Pembantaian ini memaksa pemerintah Portugal untuk menggencarkan diplomasinya. Portugal mendorong negara-negara Uni Eropa untuk menekan Indonesia, tetapi gagal. Britania Raya, misalnya, memiliki hubungan ekonomi erat dengan Indonesia yang melibatkan penjualan senjata.[26]
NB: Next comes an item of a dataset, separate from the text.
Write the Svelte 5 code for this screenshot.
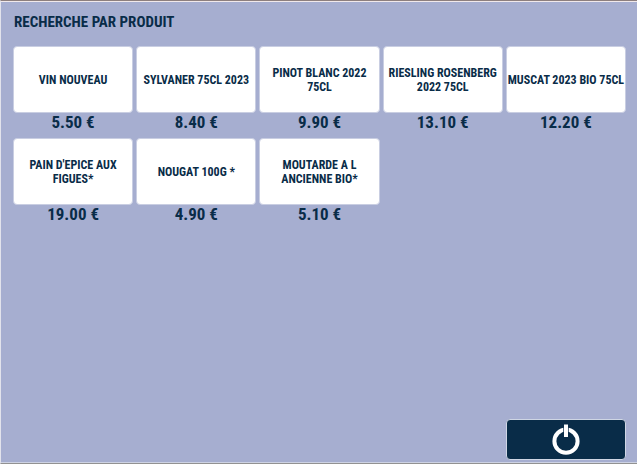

Masyarakat Australia mengkritik pemerintahnya yang mengakui kedaulatan Indonesia atas Timor Timur. Pemerintah Australia saat itu sudah mempererat kerja sama dengan militer Indonesia. Pada 1999, Australia sementara memutus hubungan militer akibat kekerasan yang terjadi usai referendum kemerdekaan tahun itu.[27] Menteri Luar Negeri Australia, Gareth Evans, menyebut peristiwa ini "anomali, bukan bagian kebijakan pemerintah [Indonesia]".[28]
Kejadian ini kini diperingati sebagai Hari Pemuda oleh negara Timor Leste yang merdeka. Tragedi 12 November ini dikenang oleh bangsa Timor Leste sebagai salah satu hari yang paling berdarah dalam sejarah mereka, yang memberikan perhatian internasional bagi perjuangan mereka untuk merebut kemerdekaan.
^Carey, p. 50; Pinto and Jardine, p. 191; Anderson, pp. 149–150; Alatas, p. 58; Singh, pp. 157–159. Pinto insisted that "there was no provocation", while Anderson discussed in detail the lack of warning shots. Amnesty International (1991) confirmed these claims via eyewitness testimony.
^Carey, p. 51; Jardine, p. 16. The Portuguese solidarity group A Paz é Possível em Timor Leste compiled a careful survey of the massacre's victims, listing 271 killed, 278 wounded, and 270 "disappeared".